O começo do século dezenove viu um desenvolvimento adicional na exploração do mundo imaginal. Os seguidores de Anton Mesmer descobriram que as pessoas, em geral as mulheres, que haviam sido colocadas sob transe hipnótico, podiam, às vezes, descrever lugares que não eram desta Terra, e responder perguntas acerca de coisas que nunca conheceram em estado de vigília. Alguns, como Swedenborg e Dante, tinham podido conversar com espíritos de mortos e, portanto, descrever o mundo que supostamente nos espera depois da morte. Não importa que os “espíritos” fossem frequentemente descobertos em disparates e mentiras (como Swedenborg já havia notado), ou que os diversos relatos de outros mundos fossem contraditórios: os médiuns diziam o que seus ouvintes estavam ansiosos para ouvir.
A grande questão sobre o que se experimenta na imaginação ativa tange à sua objetividade. Os sufis da Pérsia, principalmente Sohrawardi, afirmaram que o mundo de Hurqalya ao qual acessavam interiormente era, na verdade, um mundo objetivo, mas sem um substrato material. Portanto, outros seguindo a mesma prática chegavam aos mesmos lugares, tão certamente como dois viajantes a Bagdá estariam de acordo de que haviam visitado a mesma cidade. O mesmo princípio se aplica à prática cabalística, ainda que aí a experiência tenda a ser matematicamente mais abstrata.
Uma possibilidade que não costuma ser levada em conta é que estes filósofos-místicos tenham efetivamente encontrado uma saída da Caverna de Platão para o Mundo Real (ver o quinto artigo desta série, ”A Tradição Platônica”). Na filosofia platônica este é, definitivamente, um mundo objetivo mais real que o material. Mas como explicar as diferenças impressionantes entre o que ali é encontrado dependendo de qual é a religião do filósofo? Enquanto o filósofo de Platão se encontrava com os deuses gregos, o sufi encontra anjos e “mestres que ascenderam”. Os cabalistas podem explorar, órgão por órgão e pelo por pelo, o corpo macrocósmico de seu Deus. Os cristãos, como Dante e Swedenborg, provavelmente viam o Inferno e o Céu, e assim sucessivamente. As diferenças são suficientes para que o agnóstico moderno não-viajante se torne completamente cético acerca da objetividade do outro Mundo.
É como se cada religião, e cada seita, fosse uma espécie de clube exclusivo. As mentes dos membros estão cheias, desde a infância, de um conjunto de ideias e símbolos que estruturam seu mundo imaginativo, sua filosofia e suas expectativas de vida após a morte. As catedrais e igrejas medievais eram depositárias dessas imagens e símbolos, e meios de doutrinamento no melhor sentido; pois quando há consenso imaginal em uma sociedade, a discórdia é reduzida ao mínimo.
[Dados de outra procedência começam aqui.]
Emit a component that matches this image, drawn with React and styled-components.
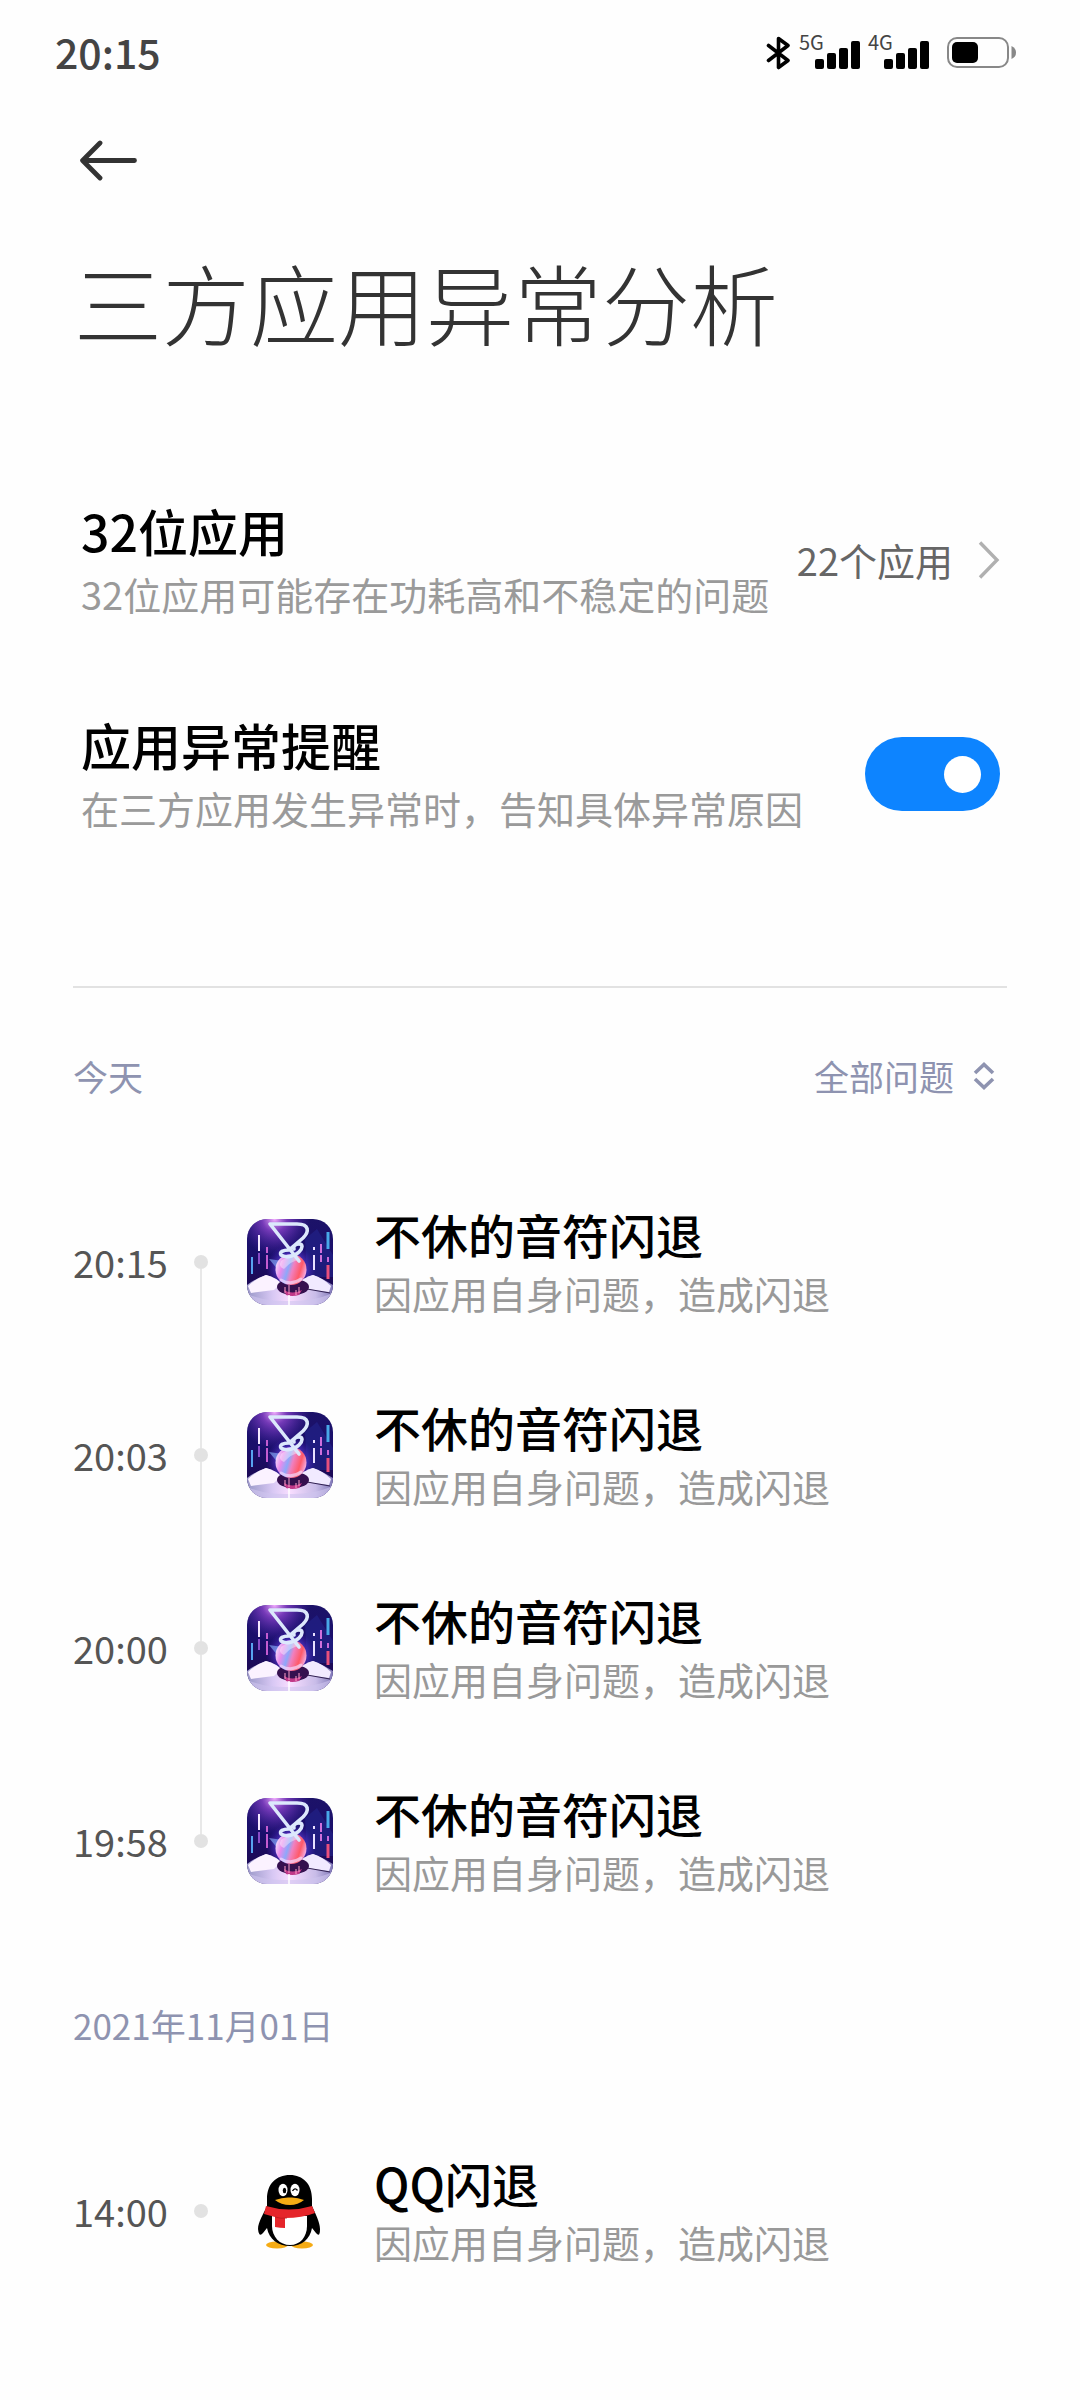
import React, { useState } from 'react';
import styled, { createGlobalStyle } from 'styled-components';

const GlobalStyle = createGlobalStyle`
  * {
    box-sizing: border-box;
  }

  body {
    margin: 0;
    background-color: #fefefe;
    color: #000;
    font-family: "Noto Sans CJK SC", "Noto Sans", sans-serif;
  }

  h1, h2, h3, p, ul {
    margin: 0;
    padding: 0;
  }

  svg {
    display: block;
    flex-shrink: 0;
  }
`;

const Page = styled.div`
  min-height: 100vh;
  padding-bottom: 80px;
`;

const StatusBar = styled.header`
  display: flex;
  align-items: center;
  justify-content: space-between;
  height: 105px;
  padding: 0 64px 0 55px;
`;

const Clock = styled.span`
  padding-bottom: 4px;
  font-size: 41px;
  line-height: 56px;
  font-weight: 500;
  color: #444;
`;

const StatusIcons = styled.div`
  display: flex;
  align-items: center;
`;

const Signal = styled.div`
  display: flex;
  align-items: flex-end;
  height: 36px;
  margin-left: 8px;
`;

const Network = styled.span`
  align-self: flex-start;
  width: 16px;
  white-space: nowrap;
  font-size: 20px;
  line-height: 14px;
  color: #444;
`;

const BatteryWrap = styled.div`
  margin-left: 18px;
`;

const Toolbar = styled.nav`
  padding: 35px 80px 0;
`;

const BackButton = styled.button`
  display: block;
  padding: 0;
  border: 0;
  background: none;
  cursor: pointer;
`;

const PageTitle = styled.h1`
  margin: 68px 74px 100px;
  font-size: 88px;
  line-height: 104px;
  font-weight: 300;
  color: #333;
`;

const Setting = styled.div`
  display: flex;
  align-items: center;
  justify-content: space-between;
  padding: 43px 80px 43px 81px;
  color: inherit;
  text-decoration: none;
`;

const SettingTitle = styled.h2`
  font-size: 50px;
  line-height: 68px;
  font-weight: 500;
`;

const SettingText = styled.p`
  font-size: 38px;
  line-height: 60px;
  color: #9a9a9a;
`;

const SettingValue = styled.span`
  display: flex;
  align-items: center;
  gap: 25px;
  flex-shrink: 0;
  font-size: 38px;
  line-height: 60px;
  color: #666;
`;

const Switch = styled.input`
  appearance: none;
  display: flex;
  align-items: center;
  justify-content: ${(props) => (props.checked ? 'flex-end' : 'flex-start')};
  flex-shrink: 0;
  width: 135px;
  height: 74px;
  margin: 0;
  padding: 0 19px;
  border-radius: 37px;
  background-color: ${(props) => (props.checked ? '#0d84ff' : '#e6e6e6')};
  cursor: pointer;

  &::before {
    content: "";
    width: 37px;
    height: 37px;
    border-radius: 50%;
    background-color: white;
  }
`;

const Divider = styled.hr`
  height: 2px;
  margin: 105px 73px 0;
  border: 0;
  background-color: #e2e2e2;
`;

const Group = styled.section`
  padding: 62px 73px 0;
`;

const GroupHeader = styled.div`
  display: flex;
  align-items: center;
  justify-content: space-between;
  margin-bottom: 63px;
  padding-right: 12px;
`;

const GroupLabel = styled.h2`
  font-size: 35px;
  line-height: 52px;
  font-weight: 400;
  color: #8e93b0;
`;

const Filter = styled.label`
  display: flex;
  align-items: center;
  gap: 18px;
`;

const FilterSelect = styled.select`
  appearance: none;
  height: 52px;
  padding: 0;
  border: 0;
  background: none;
  font-family: inherit;
  font-size: 35px;
  line-height: 52px;
  color: #8e93b0;
  cursor: pointer;
`;

const Events = styled.ul`
  list-style: none;
`;

const Event = styled.li`
  display: flex;
  align-items: center;
  height: 193px;
`;

const Time = styled.time`
  width: 121px;
  font-size: 38px;
  line-height: 56px;
  color: #555;
`;

const Rail = styled.div`
  display: flex;
  flex-direction: column;
  align-items: center;
  align-self: stretch;
  width: 14px;
  margin-right: 39px;
`;

const RailLine = styled.div`
  flex: 1;
  width: 2px;
  background-color: ${(props) => (props.$visible ? '#e8e8e8' : 'transparent')};
`;

const RailDot = styled.div`
  width: 14px;
  height: 14px;
  border-radius: 50%;
  background-color: #e2e2e2;
`;

const EventBody = styled.div`
  margin-left: 41px;
`;

const EventTitle = styled.h3`
  font-size: 47px;
  line-height: 62px;
  font-weight: 500;
`;

const EventText = styled.p`
  font-size: 38px;
  line-height: 56px;
  color: #999;
`;

const SharedDefs = styled.svg`
  position: absolute;
`;

const today = [
  { time: '20:15', app: 'music', title: '不休的音符闪退' },
  { time: '20:03', app: 'music', title: '不休的音符闪退' },
  { time: '20:00', app: 'music', title: '不休的音符闪退' },
  { time: '19:58', app: 'music', title: '不休的音符闪退' },
];

const earlier = [{ time: '14:00', app: 'qq', title: 'QQ闪退' }];

function BluetoothIcon() {
  return (
    <svg width="25" height="36" viewBox="0 0 25 36" fill="none" stroke="#000" strokeWidth="3.6" strokeLinejoin="round" strokeLinecap="round">
      <path d="M2.5 10.5 L22 25.5 L12.5 32.5 V3.5 L22 10.5 L2.5 25.5" />
    </svg>
  );
}

function SignalBars() {
  return (
    <svg width="45" height="32" viewBox="0 0 45 32" fill="#000">
      <rect x="0" y="20" width="9" height="10" rx="2" />
      <rect x="12" y="14" width="9" height="16" rx="2" />
      <rect x="24" y="9" width="9" height="21" rx="2" />
      <rect x="36" y="2" width="9" height="28" rx="2" />
    </svg>
  );
}

function BatteryIcon() {
  return (
    <svg width="69" height="32" viewBox="0 0 69 32">
      <rect x="1" y="1" width="60" height="29" rx="9" fill="none" stroke="#888" strokeWidth="2" />
      <rect x="5" y="5" width="26" height="21" rx="5" fill="#000" />
      <path d="M64.5 9 Q69 11 69 15.5 Q69 20 64.5 22 Z" fill="#888" />
    </svg>
  );
}

function BackIcon() {
  return (
    <svg width="58" height="41" viewBox="0 0 58 41" fill="none" stroke="#333" strokeWidth="4.8" strokeLinecap="round" strokeLinejoin="round">
      <path d="M20 3 L2.6 20.5 L20 38 M3 20.5 H54.5" />
    </svg>
  );
}

function ChevronIcon() {
  return (
    <svg width="22" height="38" viewBox="0 0 22 38" fill="none" stroke="#b0b0b0" strokeWidth="3.4">
      <path d="M2 1.5 L19 19 L2 36.5" />
    </svg>
  );
}

function SortIcon() {
  return (
    <svg width="22" height="28" viewBox="0 0 22 28" fill="none" stroke="#8e93b0" strokeWidth="3.6">
      <path d="M2 11 L11 2.5 L20 11 M2 17 L11 25.5 L20 17" />
    </svg>
  );
}

function MusicDefs() {
  return (
    <SharedDefs width="0" height="0" aria-hidden="true">
      <defs>
        <clipPath id="music-shape">
          <rect width="86" height="86" rx="20" />
        </clipPath>
        <linearGradient id="music-sky" x1="0" y1="0" x2="0" y2="1">
          <stop offset="0" stopColor="#1c1268" />
          <stop offset="0.4" stopColor="#1a0f6c" />
          <stop offset="0.7" stopColor="#1c0a58" />
        </linearGradient>
        <radialGradient id="music-glow" cx="0.32" cy="0" r="0.42">
          <stop offset="0" stopColor="#f3b0ff" />
          <stop offset="0.35" stopColor="#9a4ad8" stopOpacity="0.7" />
          <stop offset="1" stopColor="#5a2ac0" stopOpacity="0" />
        </radialGradient>
        <radialGradient id="music-halo">
          <stop offset="0.5" stopColor="#6a4cf0" stopOpacity="0.7" />
          <stop offset="1" stopColor="#4a20c0" stopOpacity="0" />
        </radialGradient>
        <linearGradient id="music-ball" x1="0" y1="0.3" x2="1" y2="0.6">
          <stop offset="0" stopColor="#f4e0fc" />
          <stop offset="0.22" stopColor="#e88cec" />
          <stop offset="0.42" stopColor="#8ca8fa" />
          <stop offset="0.56" stopColor="#f080c0" />
          <stop offset="0.8" stopColor="#ff5a68" />
          <stop offset="1" stopColor="#f4b0e8" />
        </linearGradient>
        <linearGradient id="music-floor" x1="0" y1="0" x2="1" y2="0">
          <stop offset="0" stopColor="#9a98c8" />
          <stop offset="0.3" stopColor="#d8c8f4" />
          <stop offset="0.5" stopColor="#f8ddff" />
          <stop offset="0.8" stopColor="#c8bce8" />
          <stop offset="1" stopColor="#8078b8" />
        </linearGradient>
      </defs>
    </SharedDefs>
  );
}

function MusicIcon() {
  return (
    <svg width="86" height="86" viewBox="0 0 86 86" fill="none">
      <g clipPath="url(#music-shape)">
        <rect width="86" height="86" fill="url(#music-sky)" />
        <path d="M58 20 L70 10 L86 36 V58 H60 Z" fill="#23248c" opacity="0.6" />
        <rect width="86" height="86" fill="url(#music-glow)" />
        <circle cx="44" cy="50" r="25" fill="url(#music-halo)" />
        <g strokeWidth="2">
          <path d="M12 16 V32" stroke="#f4e8ff" />
          <path d="M12 34 V45" stroke="#8a4cc8" />
          <path d="M20 28 V34 M20 36 V50" stroke="#c45cd0" />
          <path d="M5 38 V55" stroke="#58a4f0" />
          <path d="M67 28 V31 M67 36 V51" stroke="#e8e0ff" />
          <path d="M74 25 V34 M74 36 V43" stroke="#d070dc" />
          <path d="M81 13 V30" stroke="#48a8e8" strokeWidth="3" />
          <path d="M81 38 V43" stroke="#c868d8" />
          <path d="M81 46 V60" stroke="#e8507c" strokeWidth="3" />
        </g>
        <path d="M0 66 Q8 60 19 56 Q29 58 36 66 L50 66 Q57 58 66 56 Q76 60 86 66 V86 H0 Z" fill="url(#music-floor)" />
        <path d="M1 67 Q8 60 19 56 Q27 58 34 64 L27 71 L4 74 Z" fill="#fbf2ff" />
        <path d="M51 65 Q58 58 66 56 Q76 59 84 67 L82 73 L60 70 Z" fill="#f1eaff" />
        <path d="M60 70 L83 74" stroke="#302050" strokeWidth="1" />
        <ellipse cx="46" cy="68" rx="16" ry="8" fill="#35104f" />
        <path d="M37 71 Q45 76 55 71 L52 76 Q45 78 39 76 Z" fill="#c03888" />
        <path d="M38 68 V74 M42 66 V75 M49 71 V76 M52 68 V74" stroke="#ff9fc8" strokeWidth="1" />
        <path d="M0 75 Q20 83 42 82 Q65 83 86 74 V86 H0 Z" fill="#cfc4ef" opacity="0.6" />
        <path d="M42 76 V86" stroke="#fff" strokeWidth="1.5" />
        <path d="M22 40 L36 42 L32 52 Z" fill="#8ab8ff" opacity="0.6" />
        <circle cx="44" cy="50.5" r="15.5" fill="url(#music-ball)" />
        <path d="M34 42 Q42 35 54 40 Q44 42 37 50 Q31 48 34 42 Z" fill="#fff" opacity="0.4" />
        <path d="M34 61 Q44 67 54 60" stroke="#f4dcff" strokeWidth="3" opacity="0.7" strokeLinecap="round" />
        <g stroke="#dce8fc" strokeWidth="3.6" strokeLinejoin="round" strokeLinecap="round">
          <path d="M52 42 L23 5 H50 C63 5 62 13 56 19 L42 31 C36 31 32 33 34 36 C38 39 47 38 52 33 C56 29 56 25 52 25 C48 25 46 27 47 30" />
        </g>
      </g>
    </svg>
  );
}

function PenguinIcon() {
  return (
    <svg width="86" height="86" viewBox="0 0 86 86">
      <ellipse cx="30" cy="77" rx="11" ry="3.5" fill="#f5ab14" />
      <ellipse cx="55" cy="77" rx="11" ry="3.5" fill="#f5ab14" />
      <path d="M43 7 C29 7 20 16 20 31 V38 C17 45 11 54 11 61 Q12 70 16 65 L20 60 C22 71 31 78 43 78 C55 78 63 71 65 60 L69 65 Q73 70 73 61 C73 54 68 45 65 38 V31 C65 16 56 7 43 7 Z" fill="#000" />
      <path d="M25 48 H60 V58 C60 69 53 77 43 77 C33 77 25 69 25 58 Z" fill="#fff" />
      <path d="M19 38 Q42 45 65 38 L68 45 Q55 50 38 50 V60 Q33 60 28 59 V49 L17 46 Z" fill="#e5252a" />
      <path d="M28 49 Q34 51 40 50" stroke="#b91c20" strokeWidth="0.8" fill="none" />
      <ellipse cx="36" cy="22" rx="4.5" ry="6.2" fill="#fff" />
      <ellipse cx="48" cy="22" rx="4.5" ry="6.2" fill="#fff" />
      <ellipse cx="37.5" cy="22.5" rx="1.7" ry="2.7" fill="#000" />
      <path d="M45.5 23 Q48 19 50.5 22.5" stroke="#000" strokeWidth="1.4" fill="none" />
      <path d="M28 32 Q36 29 43 29.5 Q50 29 57 32 Q51 37 43 37 Q34 37 28 32 Z" fill="#f5ab14" />
    </svg>
  );
}

function EventList({ items }) {
  return (
    <Events>
      {items.map((item, index) => (
        <Event key={item.time}>
          <Time>{item.time}</Time>
          <Rail>
            <RailLine $visible={index > 0} />
            <RailDot />
            <RailLine $visible={index < items.length - 1} />
          </Rail>
          {item.app === 'qq' ? <PenguinIcon /> : <MusicIcon />}
          <EventBody>
            <EventTitle>{item.title}</EventTitle>
            <EventText>因应用自身问题，造成闪退</EventText>
          </EventBody>
        </Event>
      ))}
    </Events>
  );
}

function App() {
  const [remind, setRemind] = useState(true);

  return (
    <Page>
      <GlobalStyle />
      <MusicDefs />
      <StatusBar>
        <Clock>20:15</Clock>
        <StatusIcons>
          <BluetoothIcon />
          <Signal>
            <Network>5G</Network>
            <SignalBars />
          </Signal>
          <Signal>
            <Network>4G</Network>
            <SignalBars />
          </Signal>
          <BatteryWrap>
            <BatteryIcon />
          </BatteryWrap>
        </StatusIcons>
      </StatusBar>
      <Toolbar>
        <BackButton type="button" aria-label="返回">
          <BackIcon />
        </BackButton>
      </Toolbar>
      <main>
        <PageTitle>三方应用异常分析</PageTitle>
        <Setting as="a" href="#apps">
          <div>
            <SettingTitle>32位应用</SettingTitle>
            <SettingText>32位应用可能存在功耗高和不稳定的问题</SettingText>
          </div>
          <SettingValue>
            22个应用
            <ChevronIcon />
          </SettingValue>
        </Setting>
        <Setting as="label" htmlFor="remind">
          <div>
            <SettingTitle>应用异常提醒</SettingTitle>
            <SettingText>在三方应用发生异常时，告知具体异常原因</SettingText>
          </div>
          <Switch
            id="remind"
            type="checkbox"
            checked={remind}
            onChange={(e) => setRemind(e.target.checked)}
          />
        </Setting>
        <Divider />
        <Group>
          <GroupHeader>
            <GroupLabel>今天</GroupLabel>
            <Filter>
              <FilterSelect aria-label="问题类型" defaultValue="all">
                <option value="all">全部问题</option>
              </FilterSelect>
              <SortIcon />
            </Filter>
          </GroupHeader>
          <EventList items={today} />
        </Group>
        <Group>
          <GroupHeader>
            <GroupLabel>2021年11月01日</GroupLabel>
          </GroupHeader>
          <EventList items={earlier} />
        </Group>
      </main>
    </Page>
  );
}

export default App;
Quando essas pessoas pouco comuns, dotadas e treinadas para as práticas esotéricas, embarcavam em suas meditações, o faziam dentro desse mesmo consenso. Eles viam, ouviam, sentiam e cheiravam um ambiente que podia ser novo e cheio de maravilhas e surpresas, mas que ainda estava controlado por sua fé e suas expectativas. Só quando o místico fosse além dos sentidos internos estaria liberado do que havia aprendido através dos sentidos externos. Então, como todos os estudantes de misticismo sabem, as descrições se tornam inseguras: o místico não pode encontrar palavras para a experiência. Tudo é luz, unidade e paradoxos onde a mente racional não tem em que se apoiar.
Posto que a maioria de nós (e eu, enfaticamente, me incluo) não somos especialistas em viajar no mundo interno do imaginal, penduramos nas paredes dos palácios de nossa imaginação quadros que outros nos deram. Se tivemos sorte, nossos pais começaram o processo contando histórias e nos dando livros com páginas que encheram nossas imaginações com imagens arquetípicas de animais falantes, heróis e heroínas, lugares distantes, comédia e tragédia. Talvez eles também nos tenham criado em uma das tradições religiosas ricas em imagens. Podemos ter deixado seus dogmas para trás enquanto crescíamos, mas sua mitologia é um poço do qual nunca deixaremos de extrair coisas.
Se fomos desafortunados, nossos pais nos colocaram em frente à televisão. E essa é a medida do abismo entre o mundo imaginal dos pobres e ignorantes camponeses medievais e o dos camponeses de hoje.